Loans become more expensive and difficult to secure
According to the Canadian Federation of Independent Business, debt repayment has become one of the biggest challenges for small businesses during the pandemic. Short on cash, many small businesses were forced to borrow to sustain their operations during this difficult period.
Given debt repayment is a critical challenge, higher interest rates will only increase the burden. As rates rise, lenders increase the prime rate and it becomes more expensive to borrow. Credit cards, lines of credit, and both short and long term debt now carry a higher cost. Loans become not only more expensive but also take longer to repay.
The situation will be exacerbated considering the Bank of Canada is falling farther and farther behind curve. Jean-Francois Perrault, chief economist of Scotiabank stated “we now predict that the Bank of Canada will raise its policy rate by an additional 2 percentage points this year, ending the year at 2.5%”. The cost of borrowing could become the deciding factor for the survivability of small businesses.
In addition to loans being more expensive, they may also become more difficult to secure. Banks will increase their scrutiny for new loan applications due to a higher risk of default. “Small businesses face considerable barriers based on their size when they apply for bank financing” according to Dan Kelly, President of the Canadian Federation of Independent Business.

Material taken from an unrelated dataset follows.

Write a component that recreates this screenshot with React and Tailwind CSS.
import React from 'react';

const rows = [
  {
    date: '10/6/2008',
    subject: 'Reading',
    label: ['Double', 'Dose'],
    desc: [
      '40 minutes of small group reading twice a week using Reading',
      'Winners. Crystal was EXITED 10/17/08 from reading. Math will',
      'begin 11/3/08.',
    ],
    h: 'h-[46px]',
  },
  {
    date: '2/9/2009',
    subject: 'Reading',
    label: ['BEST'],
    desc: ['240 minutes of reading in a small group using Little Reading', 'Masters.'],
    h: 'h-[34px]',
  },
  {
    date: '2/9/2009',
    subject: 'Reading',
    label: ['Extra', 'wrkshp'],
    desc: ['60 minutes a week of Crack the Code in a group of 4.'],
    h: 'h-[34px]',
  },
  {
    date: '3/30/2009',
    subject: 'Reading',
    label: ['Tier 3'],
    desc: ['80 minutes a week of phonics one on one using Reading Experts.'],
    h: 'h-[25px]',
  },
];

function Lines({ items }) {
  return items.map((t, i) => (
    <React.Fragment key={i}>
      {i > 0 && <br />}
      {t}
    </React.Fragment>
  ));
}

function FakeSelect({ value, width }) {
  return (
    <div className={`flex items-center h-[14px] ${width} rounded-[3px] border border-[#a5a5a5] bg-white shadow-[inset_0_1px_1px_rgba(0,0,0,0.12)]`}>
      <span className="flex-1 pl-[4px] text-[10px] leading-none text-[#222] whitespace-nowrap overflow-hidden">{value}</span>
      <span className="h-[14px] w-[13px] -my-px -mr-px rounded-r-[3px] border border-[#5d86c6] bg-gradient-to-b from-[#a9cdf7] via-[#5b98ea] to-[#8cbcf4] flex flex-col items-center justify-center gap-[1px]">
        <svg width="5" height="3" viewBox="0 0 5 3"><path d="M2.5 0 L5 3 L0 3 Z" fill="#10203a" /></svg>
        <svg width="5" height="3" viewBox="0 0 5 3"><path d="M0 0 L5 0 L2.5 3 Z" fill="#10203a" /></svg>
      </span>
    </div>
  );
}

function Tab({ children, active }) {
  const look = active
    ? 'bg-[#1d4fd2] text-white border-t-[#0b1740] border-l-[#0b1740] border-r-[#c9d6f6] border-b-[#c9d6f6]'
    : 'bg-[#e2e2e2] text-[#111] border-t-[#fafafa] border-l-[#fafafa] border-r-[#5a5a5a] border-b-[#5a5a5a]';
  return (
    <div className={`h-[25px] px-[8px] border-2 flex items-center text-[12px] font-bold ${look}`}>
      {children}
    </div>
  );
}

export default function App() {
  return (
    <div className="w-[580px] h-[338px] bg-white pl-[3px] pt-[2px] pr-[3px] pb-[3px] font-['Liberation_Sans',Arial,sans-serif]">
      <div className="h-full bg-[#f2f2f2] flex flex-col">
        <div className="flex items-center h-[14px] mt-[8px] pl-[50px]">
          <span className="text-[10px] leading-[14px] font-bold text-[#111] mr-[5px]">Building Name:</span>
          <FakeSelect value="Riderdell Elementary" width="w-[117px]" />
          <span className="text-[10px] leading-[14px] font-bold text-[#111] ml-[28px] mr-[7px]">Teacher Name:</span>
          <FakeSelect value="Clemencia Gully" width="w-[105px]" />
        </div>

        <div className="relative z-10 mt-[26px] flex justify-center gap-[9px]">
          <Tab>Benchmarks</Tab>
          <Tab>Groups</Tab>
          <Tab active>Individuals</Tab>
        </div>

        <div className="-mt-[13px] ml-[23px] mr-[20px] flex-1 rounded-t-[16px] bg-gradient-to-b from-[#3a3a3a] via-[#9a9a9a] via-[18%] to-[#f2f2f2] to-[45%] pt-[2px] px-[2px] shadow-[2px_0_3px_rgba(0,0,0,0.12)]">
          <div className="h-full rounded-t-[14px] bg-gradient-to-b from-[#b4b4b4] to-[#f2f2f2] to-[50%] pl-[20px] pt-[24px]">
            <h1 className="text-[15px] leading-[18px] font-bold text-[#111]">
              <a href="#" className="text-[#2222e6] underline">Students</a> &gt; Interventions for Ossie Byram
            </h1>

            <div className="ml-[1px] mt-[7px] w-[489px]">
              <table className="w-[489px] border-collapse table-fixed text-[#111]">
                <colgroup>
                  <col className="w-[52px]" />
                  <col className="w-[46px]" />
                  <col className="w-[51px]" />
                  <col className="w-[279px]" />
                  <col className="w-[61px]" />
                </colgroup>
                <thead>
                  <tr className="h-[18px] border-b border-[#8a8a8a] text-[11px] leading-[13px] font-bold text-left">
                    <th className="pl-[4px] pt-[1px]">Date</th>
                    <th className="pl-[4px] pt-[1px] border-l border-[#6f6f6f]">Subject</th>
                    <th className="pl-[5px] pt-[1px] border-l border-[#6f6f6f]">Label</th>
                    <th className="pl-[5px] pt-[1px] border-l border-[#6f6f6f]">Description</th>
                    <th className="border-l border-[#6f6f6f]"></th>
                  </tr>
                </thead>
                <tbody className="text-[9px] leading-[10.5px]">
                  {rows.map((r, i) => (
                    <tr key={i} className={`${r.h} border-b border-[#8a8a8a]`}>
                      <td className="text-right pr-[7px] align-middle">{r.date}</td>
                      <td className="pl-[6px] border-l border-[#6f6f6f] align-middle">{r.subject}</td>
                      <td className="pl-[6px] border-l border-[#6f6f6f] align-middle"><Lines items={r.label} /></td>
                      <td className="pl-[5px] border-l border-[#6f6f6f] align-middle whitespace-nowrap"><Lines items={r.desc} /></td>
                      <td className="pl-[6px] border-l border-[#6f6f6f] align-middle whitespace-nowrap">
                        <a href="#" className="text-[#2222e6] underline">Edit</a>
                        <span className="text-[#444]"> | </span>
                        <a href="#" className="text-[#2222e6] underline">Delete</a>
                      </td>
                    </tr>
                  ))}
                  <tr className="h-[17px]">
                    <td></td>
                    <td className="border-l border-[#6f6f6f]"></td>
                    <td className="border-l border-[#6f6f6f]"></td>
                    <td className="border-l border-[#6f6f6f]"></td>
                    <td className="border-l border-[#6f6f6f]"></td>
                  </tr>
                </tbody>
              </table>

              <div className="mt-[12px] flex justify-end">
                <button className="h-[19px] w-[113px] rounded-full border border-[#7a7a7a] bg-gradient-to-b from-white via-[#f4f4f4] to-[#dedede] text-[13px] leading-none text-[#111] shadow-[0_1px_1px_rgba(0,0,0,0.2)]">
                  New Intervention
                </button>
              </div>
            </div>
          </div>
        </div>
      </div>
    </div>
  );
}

Expansion will be put on hold
Company growth can be hindered in several ways as interest rates rise. “Fifty five percent of companies said a one percentage increase in the prime lending rate would put material, substantial or considerable pressure on their business and cash flow”.

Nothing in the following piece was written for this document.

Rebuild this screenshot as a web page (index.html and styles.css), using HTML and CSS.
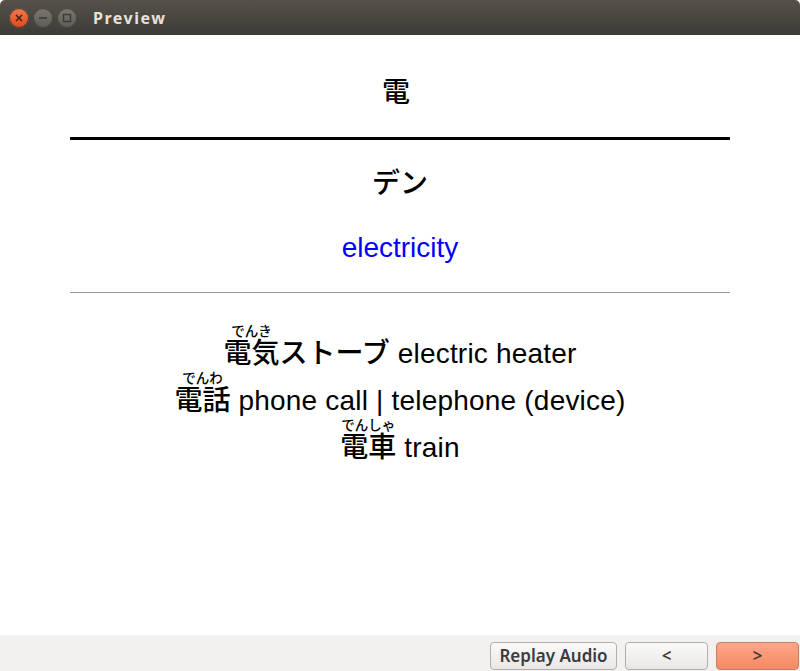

Cash flow is the lifeblood of a business. With limited cash flow due to a higher cost of capital, small businesses will decrease their capital investments and shelve expansion plans. As expansion plans slow, hiring will most likely be placed on hold as the business works on managing their core operations.
Decreased consumer spending and demand
Over half of Canadians are concerned about the impact of rising interest rates. Rising interest rates are intended to curb inflation by tempering demand. The rate in turn affects consumer habits. Typically, when interest rates rise, consumers save more and spend less.
When consumers pay higher interest on personal loans, they have less disposable income to buy goods and services. Higher rates cause consumers to focus on bills they must pay, such as housing, car loans and food. This leaves less money for spending on travel, restaurants and entertainment. As consumers struggle to cope with higher rates, small businesses will begin to feel the effect of less demand for their products and services.
What can small businesses do to reduce the impact of rising interest rates?
- Review and revise your business plan to make sure that it is up to date for an environment with higher rates. Are all your products and services profitable? Adjust your business plan to focus on high-margin goods and services.
- Evaluate the risks associated with your type of business.
- Plan for the future. What will you do if rates continue to rise?
- With interest rates expected to rise through the end of 2022, you may wish to secure a fixed rate versus a variable loan.
- Evaluate your debts and outstanding loans. Are there ways to reduce the amount that you owe?
- Do you think you can raise your prices to generate more cash to offset higher interest rates?
- Review your lease. Can your employees work 2 or 3 days a week at home, allowing you to reduce your office space?